Именно за жизнью семьи Хачика невзначай подглядел Павел Константинович в перерывах между многотрудным и ответственным делом постройки систем возобновляемых источников энергии и орошения. Именно в этом доме он, еще много лет назад, как в платиновом отеле, забронировал местечко для своей красавицы-дочери, польстившись на покой, уют и небесную чистоту, царящую здесь. Так и повелось думать, что брак мамы и папы состоялся, если не на небесах, то явно где-то в художественном пространстве бытия.
– Люся, ну почему он такой серьезный? – не унималась Лидия Сергеевна.
– Разве? А почему же он должен каламбурить?
Лидия Сергеевна грустнела. Она и сама не могла сказать, почему? Но шутка, она ведь располагает людей к собеседнику. Мог бы и постараться будущий зять.
– Нет, не то. Но будь по-твоему, – притворно соглашалась моя будущая бабушка.
А затем, пожав плечами, снова отправляла дротик своего сомнения в цель. То есть она всего-то ткнула изящным пальцем в объявление на дверях, оповещающее, что в связи с майскими праздниками загс меняет привычное расписание работы.
– Видишь, ты хотела зарегистрироваться на майские. А они не работают. Это знак. Ты не находишь?

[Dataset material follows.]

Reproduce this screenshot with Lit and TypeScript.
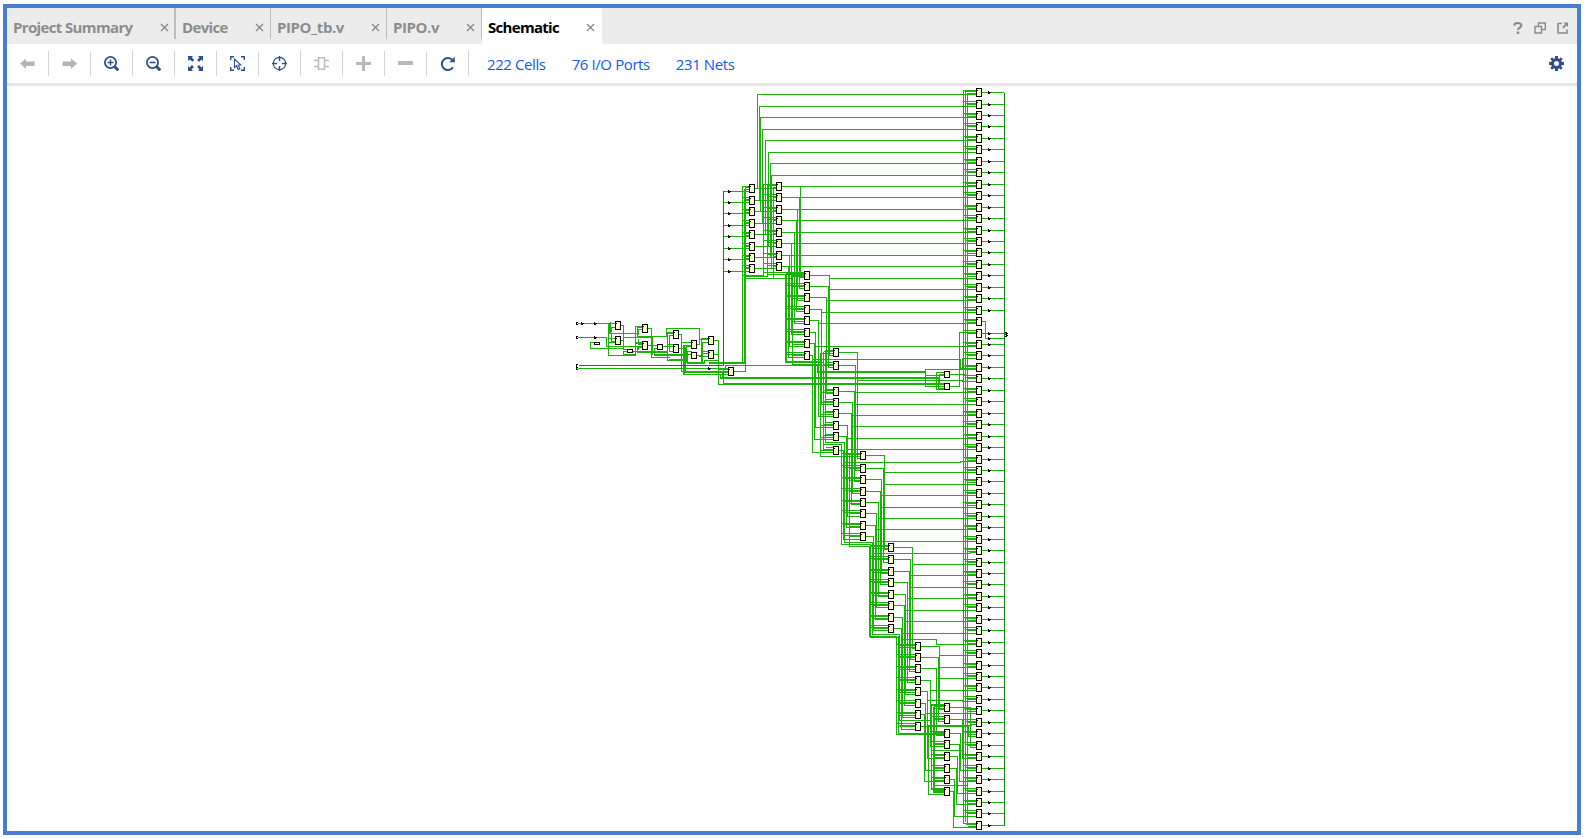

– Нет, не нахожу, мама, – смеялась Люська и для убедительности повторяла фразу по-немецки.
Но неутомимой бабушке Лиде казалось, что своими сомнениями она вот-вот попадет в мамино сердце. А в него нетрудно было попасть, ведь Люсино сердце разбухло от любви, сделалось одной огромной мишенью, бей – не хочу! Но вот что странно, все дурное, сомнительное, все кисло-горькое на вкус, все тлетворное на запах не долетало до Люсиного сердца, увядало где-то на полпути и, поверженное, падало.
– Милая, скажи, ты хорошо подумала? – вопрошал уже дед Павел, но шепотом, отдельно от жены.
– Папа, папа, милый папа! Кто как не я умеет крепко подумать? Кого ты учил математике и вкладывал в голову все о физике?
– Но это все вроде чувства, а никакая не математика? – неуверенно сопротивлялся дед Павел.
Но моя мама, молодая Люсенька, нетерпеливо вскакивает и, резко крутанувшись перед зеркалом, шуршит юбками.
– Всё математика! Всё математика! Всё математика!
Дед тогда подумал, что Люся тронулась умом в предсвадебной горячке, поэтому не стал уточнять, что именно она имела в виду. Так и у Павла Константиновича, и у Лидии Сергеевны остались две неразгаданные тайны. Бабушка не узнала, почему дочь сказала про будущего мужа, что тот прячется, а дед Павел не понял, что связывает брак дочери и древнюю науку цифр. Но, в конечном счете, и мать, и отец привыкли доверять дочери. Поэтому рано или поздно нужно было заставить себя преградить русло селевому потоку сомнений. Счастливые глаза Люси гарантировали, что она сумеет распорядиться и юной своей пылкостью, и добротными генами родителей.